The commissioners paid $5.4 million for the 25,000 square-foot Zero In Indoor Shooting Center, which sits on 6.5 acres near the intersection of Jackrabbit and West Baxter lanes.

The county plans to spend an additional $400,000 from its capital improvements fund to renovate the building, said Sheriff Brian Gootkin. Upgrades will likely include adding computer equipment and converting retail space to offices.

Four of the seven sheriff’s office divisions — patrol, training, special operations and the Missouri River Drug Task Force — will move from the Law and Justice Center on South 16th Street in Bozeman to the new building, Gootkin said. The divisions will likely relocate next year.

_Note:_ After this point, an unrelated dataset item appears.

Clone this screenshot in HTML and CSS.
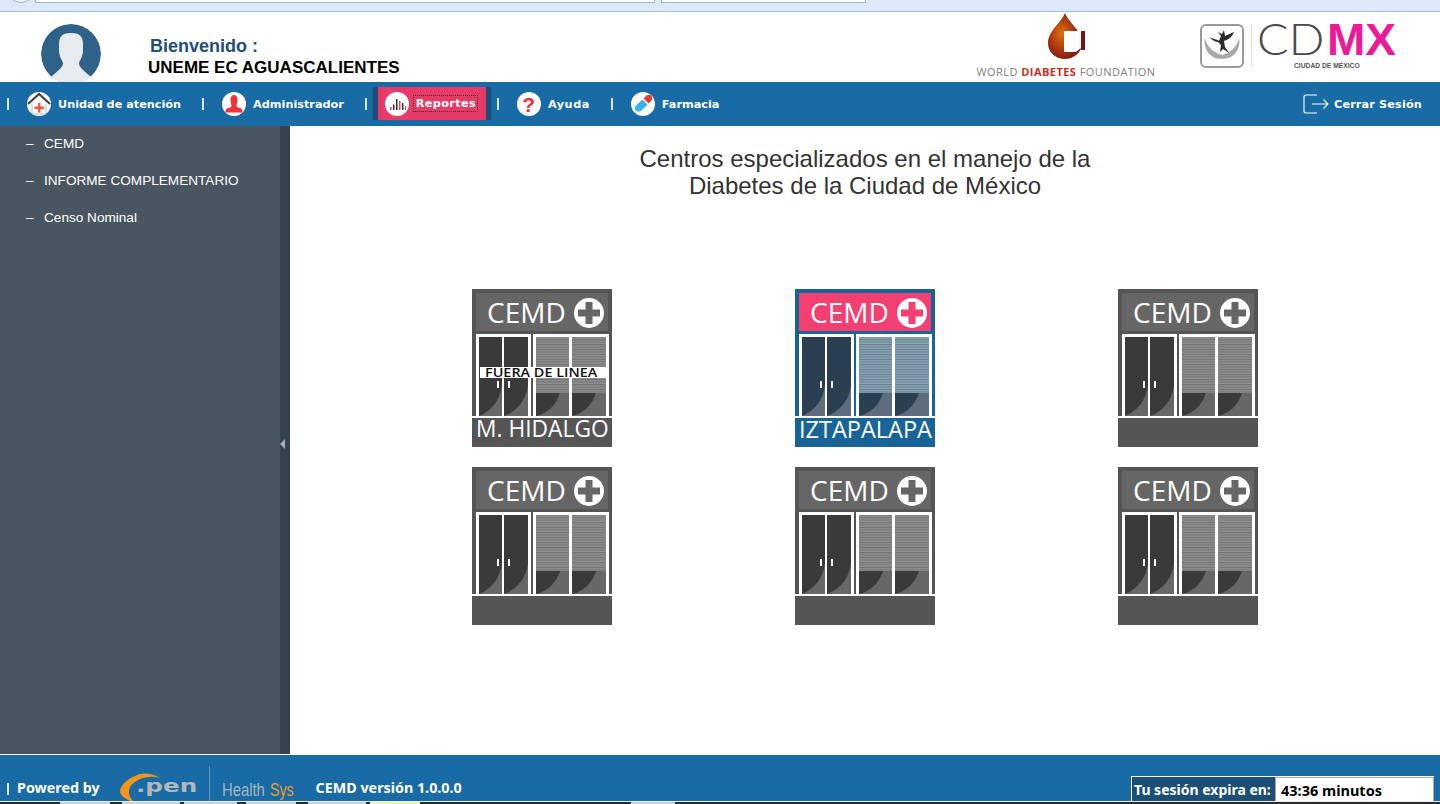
FILE: index.html
```html
<!DOCTYPE html>
<html lang="es">
<head>
  <meta charset="UTF-8" />
  <title>CEMD</title>
  <link rel="stylesheet" href="styles.css">
</head>
<body>
  <svg class="defs" width="0" height="0">
    <defs>
      <pattern id="blindGray" width="4" height="2.5" patternUnits="userSpaceOnUse">
        <rect width="4" height="2.5" fill="#8f8f8f"/>
        <rect width="4" height="1" fill="#727272"/>
      </pattern>
      <pattern id="blindBlue" width="4" height="2.5" patternUnits="userSpaceOnUse">
        <rect width="4" height="2.5" fill="#8ca5b5"/>
        <rect width="4" height="1" fill="#64808f"/>
      </pattern>
      <radialGradient id="dropFill" cx="0.4" cy="0.45" r="0.7">
        <stop offset="0" stop-color="#e0720f"/>
        <stop offset="0.55" stop-color="#a5300f"/>
        <stop offset="1" stop-color="#6d120c"/>
      </radialGradient>
      <clipPath id="avatarClip"><circle cx="30" cy="30" r="30"/></clipPath>
      <symbol id="cemdShop" viewBox="0 0 140 158">
        <rect width="140" height="158" style="fill:var(--body)"/>
        <rect x="4" y="4" width="132" height="38" style="fill:var(--banner)"/>
        <text class="shop-title" x="15" y="34">CEMD</text>
        <circle cx="117" cy="24" r="15" fill="#fff"/>
        <path d="M113.500 13h7v7.500h7.500v7h-7.500v7.500h-7v-7.500h-7.500v-7h7.500z" style="fill:var(--banner)"/>
        <rect x="4" y="45" width="55" height="83" fill="#fff"/>
        <rect x="61" y="45" width="76" height="83" fill="#fff"/>
        <rect x="7" y="48" width="23" height="79" style="fill:var(--door)"/>
        <rect x="32" y="48" width="24" height="79" style="fill:var(--door)"/>
        <path d="M7 127C19 122 28 112 30 96V127Z" style="fill:var(--wedge)"/>
        <path d="M32 127C45 122 54 112 56 96V127Z" style="fill:var(--wedge)"/>
        <rect x="25" y="92" width="2" height="7" fill="#fff"/>
        <rect x="36" y="92" width="2" height="7" fill="#fff"/>
        <rect x="64" y="48" width="33" height="56" style="fill:var(--blind)"/>
        <rect x="100" y="48" width="34" height="56" style="fill:var(--blind)"/>
        <rect x="64" y="104" width="33" height="23" style="fill:var(--wedge)"/>
        <rect x="100" y="104" width="34" height="23" style="fill:var(--wedge)"/>
        <path d="M64 127V104H88C84 116 76 124 64 127Z" style="fill:var(--door)"/>
        <path d="M100 127V104H124C120 116 112 124 100 127Z" style="fill:var(--door)"/>
        <rect y="127" width="140" height="2" fill="#fff"/>
      </symbol>
    </defs>
  </svg>

  <div class="browser-strip">
    <span class="browser-round"></span>
    <span class="browser-field browser-field-url"></span>
    <span class="browser-field browser-field-search"></span>
  </div>

  <header class="top-header">
    <svg class="avatar" viewBox="0 0 60 58" width="60" height="58">
      <g clip-path="url(#avatarClip)">
        <circle cx="30" cy="30" r="30" fill="#2e6288"/>
        <path d="M18 20C18 12 22 9 30 9S42 12 42 20V26C42 32 39 36 38 39 38 43 42 46 49 52L54 62H6L11 52C18 46 22 43 22 39 21 36 18 32 18 26Z" fill="#e8ecef"/>
      </g>
    </svg>
    <div class="welcome">
      <div class="welcome-label">Bienvenido :</div>
      <div class="welcome-unit">UNEME EC AGUASCALIENTES</div>
    </div>
    <div class="wdf-logo">
      <svg viewBox="0 0 42 48" width="42" height="48">
        <path d="M35 18h4v19h-4z" fill="#7a150e"/>
        <path d="M19 0C15 10 2 18 2 30c0 10 8 16 17 16 8 0 17-6 17-16C36 18 23 10 19 0Z" fill="url(#dropFill)"/>
        <path d="M18 18h17v17l-5 4H18z" fill="#fff"/>
      </svg>
      <div class="wdf-name">WORLD <b>DIABETES</b> FOUNDATION</div>
    </div>
    <svg class="cdmx-logo" viewBox="0 -12 240 70" width="240" height="70">
      <rect x="1" y="1" width="42" height="42" rx="5" fill="#fff" stroke="#9a9a9a" stroke-width="2"/>
      <path d="M5 14c2 9 9 15 17 17 8-2 15-8 17-17 2 10-4 21-17 21S3 24 5 14Z" fill="#a9a9a9"/>
      <path d="M9 13c3 2 8 2 10 4l2-5-3-4 4 2 2-4 1 6 9-4c-2 6-7 8-10 9l1 6 4 6-6-4-3 3 1-7-3-3c-3 0-7-3-9-5z" fill="#2b2b2b"/>
      <rect x="51" y="0" width="1" height="44" fill="#e2e2e2"/>
      <text class="cdmx-cd" transform="translate(57 31) scale(1.09 1)">CD</text>
      <text class="cdmx-mx" transform="translate(127 31) scale(1.045 1)">MX</text>
      <text class="cdmx-sub" transform="translate(94 44) scale(.96 1)">CIUDAD DE MÉXICO</text>
    </svg>
  </header>

  <nav class="main-nav">
    <span class="nav-sep"></span>
    <a class="nav-item">
      <svg class="nav-icon" viewBox="0 0 24 24"><circle cx="12" cy="12" r="12" fill="#fff"/><path d="M1 12 12 2l11 10" fill="none" stroke="#444" stroke-width="2.200"/><path d="M5 12v10h14V12" fill="none" stroke="#bbb"/><path d="M11 11h2.500v3.500H17V17h-3.500v3.500H11V17H7.500v-2.500H11z" fill="#ee5a3c"/></svg>
      Unidad de atención
    </a>
    <span class="nav-sep"></span>
    <a class="nav-item">
      <svg class="nav-icon" viewBox="0 0 24 24"><circle cx="12" cy="12" r="12" fill="#fff"/><path d="M8.500 7.500c0-3 1.500-4.500 3.500-4.500s3.500 1.500 3.500 4.500c0 3-1 5-1 6 0 1.500 1 2 4.500 3 1 .5 1.500 2 1.500 4h-17c0-2 .5-3.500 1.500-4 3.500-1 4.500-1.500 4.500-3 0-1-1-3-1-6z" fill="#ee3338"/></svg>
      Administrador
    </a>
    <span class="nav-sep"></span>
    <a class="nav-item nav-item-active">
      <svg class="nav-icon" viewBox="0 0 24 24"><circle cx="12" cy="12" r="12" fill="#fff"/><path d="M5 15h1.500v3H5z" fill="#e8483c"/><path d="M8 12.500h1.500V18H8z" fill="#333"/><path d="M11 7h1.500v11H11z" fill="#333"/><path d="M14 9h1.500v9H14z" fill="#e8483c"/><path d="M17 11h1.500v7H17z" fill="#333"/><path d="M20 14h1v4h-1z" fill="#e8483c"/></svg>
      <span class="nav-focus">Reportes</span>
    </a>
    <span class="nav-sep"></span>
    <a class="nav-item nav-item-help">
      <svg class="nav-icon" viewBox="0 0 24 24"><circle cx="12" cy="12" r="12" fill="#fff"/><text class="help-mark" x="12" y="20">?</text></svg>
      Ayuda
    </a>
    <span class="nav-sep"></span>
    <a class="nav-item">
      <svg class="nav-icon" viewBox="0 0 24 24"><circle cx="12" cy="12" r="12" fill="#fff"/><path d="M12.500 6.500 15 4c2-2 4.500-1.500 5.500 0s1 3.500-.5 5l-2.500 2.500z" fill="#e63c34"/><path d="M11.500 7.500l5 5L11 18c-2 2-4.500 2-6 .5s-1.500-4 .5-5.500z" fill="#35b4e6"/></svg>
      Farmacia
    </a>
    <a class="nav-logout">
      <svg viewBox="0 0 26 20" width="26" height="20" fill="none" stroke="#fff" stroke-width="1.100"><path d="M14 1H3a2 2 0 0 0-2 2v14a2 2 0 0 0 2 2h11"/><path d="M9 10h16M20.500 5.500 25 10l-4.500 4.500"/></svg>
      Cerrar Sesión
    </a>
  </nav>

  <div class="page-body">
    <aside class="side-menu">
      <ul class="side-list">
        <li>CEMD</li>
        <li>INFORME COMPLEMENTARIO</li>
        <li>Censo Nominal</li>
      </ul>
      <div class="side-handle"><span class="side-arrow"></span></div>
    </aside>
    <main class="content">
      <h1 class="content-title">Centros especializados en el manejo de la<br>Diabetes de la Ciudad de México</h1>
      <div class="shop-grid">
        <svg class="shop shop-gray" viewBox="0 0 140 158">
          <use href="#cemdShop"/>
          <rect x="8" y="78" width="126" height="11" fill="#fff"/>
          <text class="shop-offline" transform="translate(13 87.500) scale(1.2 1)">FUERA DE LINEA</text>
          <text class="shop-name" transform="translate(4 148) scale(.95 1)">M. HIDALGO</text>
        </svg>
        <svg class="shop shop-blue" viewBox="0 0 140 158">
          <use href="#cemdShop"/>
          <text class="shop-name" transform="translate(4 149) scale(.98 1)">IZTAPALAPA</text>
        </svg>
        <svg class="shop shop-gray" viewBox="0 0 140 158"><use href="#cemdShop"/></svg>
        <svg class="shop shop-gray" viewBox="0 0 140 158"><use href="#cemdShop"/></svg>
        <svg class="shop shop-gray" viewBox="0 0 140 158"><use href="#cemdShop"/></svg>
        <svg class="shop shop-gray" viewBox="0 0 140 158"><use href="#cemdShop"/></svg>
      </div>
    </main>
  </div>

  <footer class="page-footer">
    <span class="nav-sep"></span>
    <span class="powered">Powered by</span>
    <svg class="open-logo" viewBox="0 0 190 40" width="190" height="40">
      <path d="M40 17C32 12 22 11 15 15 6 19 0 25 0 31 1 35 5 38 11 40H13C9 36 8 31 10 26 14 19 28 13 40 17Z" fill="#f7941d"/>
      <text class="open-word" transform="translate(16 31) scale(1.45 1)">.pen</text>
      <rect x="89" y="5" width="1" height="35" fill="#5f93b8"/>
      <text class="health-word" transform="translate(102 35) scale(.78 1)">Health</text>
      <text class="sys-word" transform="translate(150 35) scale(.75 1)">Sys</text>
    </svg>
    <span class="version">CEMD versión 1.0.0.0</span>
    <div class="session-box">
      <span class="session-label">Tu sesión expira en:</span>
      <span class="session-time">43:36 minutos</span>
    </div>
  </footer>

  <div class="taskbar">
    <span class="task-tab task-tab-a"></span>
    <span class="task-tab task-tab-b"></span>
    <span class="task-tab task-tab-c"></span>
    <span class="task-tab task-tab-d"></span>
    <span class="task-tab task-tab-b"></span>
    <span class="task-tab task-tab-on"></span>
    <span class="task-tab task-tab-last"></span>
  </div>
</body>
</html>
```

FILE: styles.css
```css
:root {
  --blue: #186ba5;
  --blue-dark: #1b4f75;
  --pink: #e83a66;
  --side: #4a5562;
  --side-dark: #36424f;
}

* {
  box-sizing: border-box;
}

html, body {
  height: 804px;
  margin: 0;
  overflow: hidden;
}

body {
  display: flex;
  flex-direction: column;
  font-family: "Liberation Sans", Arial, sans-serif;
  background: #fff;
}

.defs {
  position: absolute;
}

/* browser chrome left at the top of the capture */
.browser-strip {
  flex: 0 0 12px;
  display: flex;
  align-items: flex-start;
  background: #dce9f8;
  border-bottom: 1px solid #adbdd2;
  overflow: hidden;
}

.browser-round {
  width: 28px;
  height: 28px;
  margin: -25px 0 0 7px;
  border: 1px solid #a9b5c6;
  border-radius: 50%;
  background: #f2f5f9;
}

.browser-field {
  height: 3px;
  background: #fff;
  border: 1px solid #a9b5c6;
  border-top: 0;
}

.browser-field-url {
  width: 620px;
}

.browser-field-search {
  width: 205px;
  margin-left: 6px;
}

.top-header {
  flex: 0 0 70px;
  display: flex;
  align-items: flex-start;
  overflow: hidden;
}

.avatar {
  flex: none;
  margin: 12px 0 0 41px;
}

.welcome {
  margin: 24px 0 0 47px;
  font-weight: bold;
  line-height: 21px;
}

.welcome-label {
  margin-left: 2px;
  font-size: 18px;
  color: #1f4e79;
}

.welcome-unit {
  font-size: 17px;
  color: #000;
}

.wdf-logo {
  flex: 0 0 180px;
  margin: 1px 0 0 auto;
  display: flex;
  flex-direction: column;
  align-items: center;
}

.wdf-logo svg {
  display: block;
  margin-left: 2px;
}

.wdf-name {
  margin-top: 4px;
  font-family: "Open Sans", sans-serif;
  font-size: 11px;
  line-height: 14px;
  letter-spacing: 0.450px;
  color: #7d7d7d;
  white-space: nowrap;
}

.wdf-name b {
  color: #c1301c;
}

.cdmx-logo {
  flex: none;
  display: block;
  margin: 0 0 0 44px;
}

.cdmx-cd {
  font-family: "Lato", sans-serif;
  font-size: 43px;
  font-weight: 300;
  fill: #4a4a4a;
}

.cdmx-mx {
  font-family: "Liberation Sans", sans-serif;
  font-size: 44px;
  font-weight: bold;
  fill: #ec1a96;
}

.cdmx-sub {
  font-family: "Liberation Sans", sans-serif;
  font-size: 7px;
  font-weight: bold;
  fill: #555;
}

.main-nav {
  flex: 0 0 44px;
  display: flex;
  align-items: center;
  padding: 0 18px 0 7px;
  background: var(--blue);
  font-family: "DejaVu Sans", Verdana, sans-serif;
  font-size: 11.250px;
  font-weight: bold;
  color: #fff;
}

.nav-sep {
  flex: none;
  width: 2px;
  height: 12px;
  background: #dbe8f2;
}

.nav-item {
  display: flex;
  align-items: center;
  gap: 7px;
  padding: 0 21px 0 18px;
  white-space: nowrap;
}

.nav-item-help {
  letter-spacing: 0.500px;
}

.nav-item-active {
  height: 33px;
  margin: 5px 6px 0;
  padding: 0 9px 0 7px;
  gap: 5px;
  background: var(--pink);
  border: solid var(--blue-dark);
  border-width: 0 5px;
  align-self: flex-start;
}

.nav-focus {
  padding: 1px 1px 1px 2px;
  letter-spacing: 0.350px;
  outline: 1px dotted #222;
  outline-offset: 0;
}

.nav-icon {
  flex: none;
  width: 24px;
  height: 24px;
}

.help-mark {
  font-family: "Liberation Sans", sans-serif;
  font-size: 21px;
  font-weight: bold;
  text-anchor: middle;
  fill: #ee3338;
}

.nav-logout {
  margin-left: auto;
  display: flex;
  align-items: center;
  gap: 5px;
  letter-spacing: 0.150px;
}

.page-body {
  flex: 0 0 628px;
  display: flex;
  min-height: 0;
}

.side-menu {
  flex: 0 0 290px;
  display: flex;
  background: var(--side);
}

.side-list {
  flex: 1;
  margin: -1px 0 0;
  padding: 0 0 0 26px;
  list-style: none;
  font-size: 13.600px;
  line-height: 37px;
  color: #fff;
}

.side-list li::before {
  content: "–";
  display: inline-block;
  width: 18px;
}

.side-handle {
  flex: 0 0 10px;
  display: flex;
  align-items: center;
  background: var(--side-dark);
}

.side-arrow {
  width: 0;
  height: 0;
  border: 5px solid transparent;
  border-left-width: 0;
  border-right: 5px solid #a6adb5;
  margin-top: 8px;
}

.content {
  flex: 1;
  display: flex;
  flex-direction: column;
  align-items: center;
}

.content-title {
  margin: 19px 0 0;
  font-size: 24px;
  font-weight: normal;
  line-height: 27px;
  text-align: center;
  color: #333;
}

.shop-grid {
  margin-top: 90px;
  display: grid;
  grid-template-columns: repeat(3, 140px);
  column-gap: 183px;
  row-gap: 20px;
}

.shop {
  display: block;
  width: 140px;
  height: 158px;
}

.shop-gray {
  --body: #555;
  --banner: #666;
  --door: #3a3a3a;
  --wedge: #676767;
  --blind: url(#blindGray);
}

.shop-blue {
  --body: #186496;
  --banner: #f43f73;
  --door: #2b3f52;
  --wedge: #5d6d7d;
  --blind: url(#blindBlue);
}

.shop-title {
  font-family: "Open Sans", sans-serif;
  font-size: 28px;
  fill: #fff;
}

.shop-offline {
  font-family: "Open Sans", sans-serif;
  font-size: 12px;
  font-weight: 600;
  fill: #111;
}

.shop-name {
  font-family: "Open Sans", sans-serif;
  font-size: 24px;
  fill: #fff;
}

.page-footer {
  flex: 0 0 46px;
  display: flex;
  align-items: flex-end;
  margin-top: 1px;
  padding-left: 7px;
  background: var(--blue);
  font-family: "Noto Sans", Tahoma, sans-serif;
  font-size: 14.300px;
  font-weight: bold;
  color: #fff;
}

.page-footer .nav-sep {
  margin-bottom: 6px;
}

.powered {
  margin: 0 0 5px 8px;
  line-height: 16px;
}

.open-logo {
  flex: none;
  display: block;
  margin: 0 0 0 20px;
}

.open-word {
  font-family: "DejaVu Sans", sans-serif;
  font-size: 17px;
  font-weight: bold;
  fill: #b4b8bb;
}

.health-word {
  font-family: "Liberation Sans", sans-serif;
  font-size: 19px;
  font-weight: normal;
  fill: #a9b4bc;
}

.sys-word {
  font-family: "Liberation Sans", sans-serif;
  font-size: 19px;
  font-weight: normal;
  fill: #f39a1f;
}

.version {
  margin: 0 0 5px 6px;
  line-height: 16px;
}

.session-box {
  display: flex;
  align-self: flex-end;
  margin: 0 6px 0 auto;
  width: 303px;
  height: 25px;
  padding: 1px 0 0 1px;
  background: #fff;
  font-size: 14px;
  line-height: 26px;
}

.session-label {
  flex: 0 0 143px;
  padding-left: 2px;
  background: var(--blue-dark);
  white-space: nowrap;
}

.session-time {
  flex: 1;
  padding-left: 5px;
  border: 1px solid #aaa;
  border-bottom: 0;
  font-size: 14.500px;
  color: #000;
  line-height: 24px;
}

.taskbar {
  flex: 0 0 4px;
  display: flex;
  padding-left: 60px;
  background: #2a2a2a;
  border-top: 1px solid #eee;
  overflow: hidden;
}

.task-tab {
  background: #cfcfcf;
}

.task-tab-a {
  width: 50px;
}

.task-tab-b {
  width: 58px;
  margin-left: 12px;
}

.task-tab-c {
  width: 53px;
  margin-left: 4px;
}

.task-tab-d {
  width: 50px;
  margin-left: 9px;
}

.task-tab-on {
  width: 50px;
  margin-left: 4px;
  background: #f4eeb0;
}

.task-tab-last {
  width: 44px;
  margin-left: 211px;
}
```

The sheriff’s office also plans to use the gun range and simulation room in the building for training and will likely charge other law enforcement agencies to use the facility.

Some of the undeveloped land on the Zero In property will eventually be used for a helipad and a new building for Gallatin County Search and Rescue. The new building will provide room for search and rescue to expand and will free up space at the county’s emergency coordination center for the backup 911 dispatch center.

The Zero In property lies next to the Gallatin County Road and Bridge Department, so it is a prime spot for future expansion of other county services, said county commissioner Scott MacFarlane.

Gootkin said the Zero In property’s location is ideal for the sheriff’s office because it is more centrally located than the Law and Justice Center. About 60% of the office’s calls for service occur within a 9-mile radius of Four Corners, and as development in the county continues west, that percentage will likely increase.

The sheriff’s office relocation will free up space in the Law and Justice Center, which officials have said is unsafe and over capacity. The county doesn’t yet have specific plans for that space.

The move also will likely mean the replacement of the Law and Justice Center, which the county has been working on for years, will cost $10 million less than it would have otherwise.

“(Zero In) is a perfect long-term investment. We’re solving a problem we’ve been trying to solve for more than a decade in smaller chunks,” MacFarlane said.

“Instead of one larger $50 million or $60 million package … we’re doing this in smaller batches and (in) a more efficient way. And (we’re) buying built footage for cheaper than we can build it today.”

The county used coronavirus relief reimbursements from the state to free up local tax dollars for the purchase.

The state set aside some of the $1.25 billion in aid from the federal government to repay local governments for coronavirus-related costs, including for law enforcement and detention center services.

However, as the county had previously budgeted for costs related to law enforcement and detention center, it was able to use the federal dollars to help pay for the Zero In property at 93 Laura Louise Lane.

The sale came together quickly.

County officials first discussed it in September. They then took a tour of the building and worked with a real estate agent before deciding to move ahead with the purchase. On Thursday, the commissioners officially signed closing paperwork for the property.

“The undersheriff found something that we knew immediately to be unique, that we knew we would probably never see again,” MacFarlane said. “…We knew it was kind of a now or never thing.”